C’est ce que vous avez fait et je vous en remercie. Sans votre engagement envers l’unité et l’efficacité de la CSI dès sa création, nous n’aurions pas pu progresser autant.

Toutefois, et ce sera ma dernière remarque, je suis intimement convaincu que la construction de notre nouvel internationalisme, la transformation de la CSI en ce qu’elle doit être, ne fait que commencer. La deuxième partie du rapport expose ce que pourraient être les prochaines étapes: en termes de relations avec d’autres organisations syndicales internationales et régionales, de solidarité, de renforcement de nos activités de coopération au développement, de coopération avec des alliés politiques et de la société civile, et surtout, en termes de travail pour combler l’écart entre les activités nationales et internationales qui est, selon moi, essentiel au regard du programme d’organisation et de négociation.

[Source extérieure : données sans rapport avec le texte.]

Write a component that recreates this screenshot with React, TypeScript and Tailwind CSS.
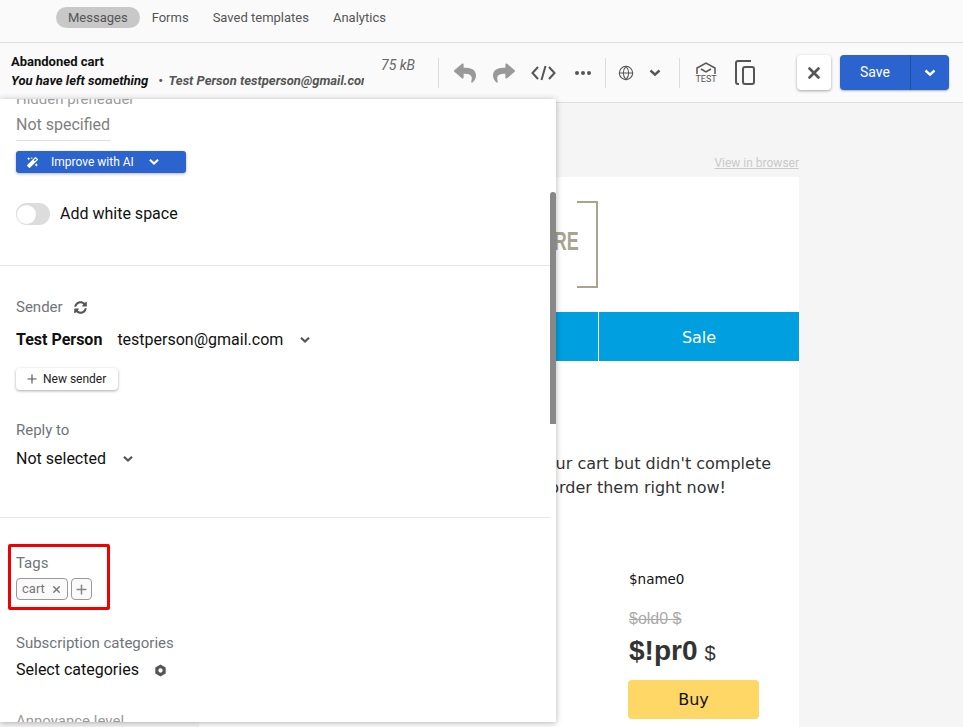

Mais la vérité est que cette CSI, cet internationalisme, iront aussi loin que nos affiliés seront prêts à les porter, pas plus loin. Donc, quels que soient le lieu où se tiendra le 3ème Congrès de la CSI dans quatre ans et le moment d’évaluer notre progression sur le chemin de la crise à la justice, le résultat dépendra de ce que vous aurez été disposés à donner à votre organisation et de sa réussite à traduire vos besoins en actions efficaces.

L’histoire reste à écrire et j’espère que ce rapport et les débats qui l’entoureront aideront la CSI à en faire une histoire des hommes et des femmes, meilleure que ce que nous avons connu jusqu’à présent.